Al Pacino rejected "Star Wars" because he did not understand the inner workings of Lucas' cosmic universe. The strange creatures, costumes, and character names in this science fiction epic were a galaxy far, far away from the gritty, realistic dramas that Pacino was participating in at the time.

When Pacino initially read the script, he says, "I didn't get it. I didn't know why I'd do it" (via LA Weekly). He explains in the stage show "An Evening With Al Pacino" (as reported in The Telegraph) that the role of Han Solo "was mine for the taking but I didn't understand the script." Instead, Pacino would move on to the meditative and languid romance "Bobby Deerfield," which was critically panned, and Norman Jewison's successful courtroom drama "And Justice For All," for which he earned an Oscar nomination. 

In his one-man show, Pacino jokes about missing his chance to be a part of the massive hit "Star Wars" and choosing modest films instead: "So I gave Harrison Ford his career! He owes me so big! I'm gonna have him pay me back. I'm gonna have him build my house" (per LA Weekly).

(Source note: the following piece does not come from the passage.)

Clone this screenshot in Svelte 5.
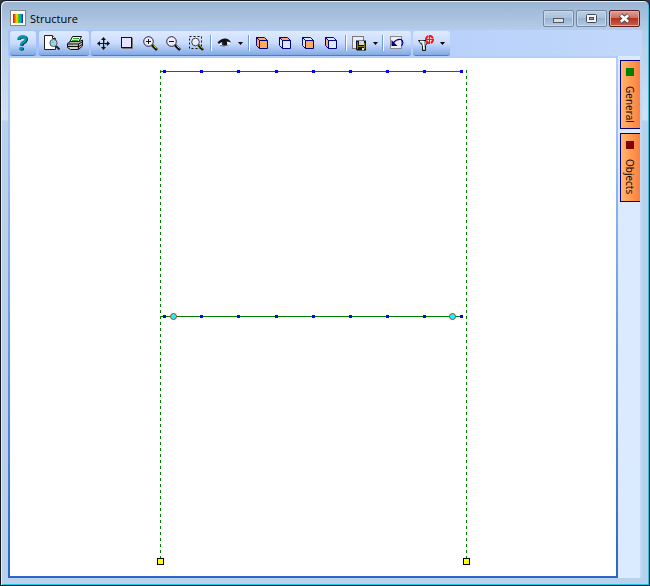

Ford was an unknown at the time that he was cast as Han Solo — though he had appeared in small roles in Lucas' "American Graffiti" as well as Coppola's "The Conversation," but the famous story at the time was that Ford was mostly known around Hollywood as a professional carpenter. "Star Wars" would be his breakout role, and during the 1980s, Ford found continued stardom in the "Indiana Jones" series and other hits such as "Working Girl" and "Witness." Pacino's career, on the other hand, was floundering — 1983's "Scarface" was critically lambasted and he had a disastrous experience working on the historical war film "Revolution" in 1985. Pacino stepped away from the spotlight and did not return until the romantic noir "Sea of Love" in 1989. 

Does he regret his decision?

Did Pacino feel any remorse for not participating in what would become one of the most thriving multimedia conglomerates of all-time? In an interview with The Talk, he expresses his general satisfaction with his career path:

"I don't regret anything. I feel that I've made what I would call mistakes. I picked the wrong movie, or I didn't pursue a character or I played somebody and made some choices. But everything you do is a part of you. And you get something from it. And I mean, the idea and excitement of being in these situations and places—they are more than just memories, they inform your life. So I don't regret anything."

Pacino became famous for his intense acting in grounded dramas; waving around a blaster pistol and battling Stormtroopers would certainly have been a unique addition to his filmography. Can you picture Al Pacino wearing that vest and hanging out with Chewie?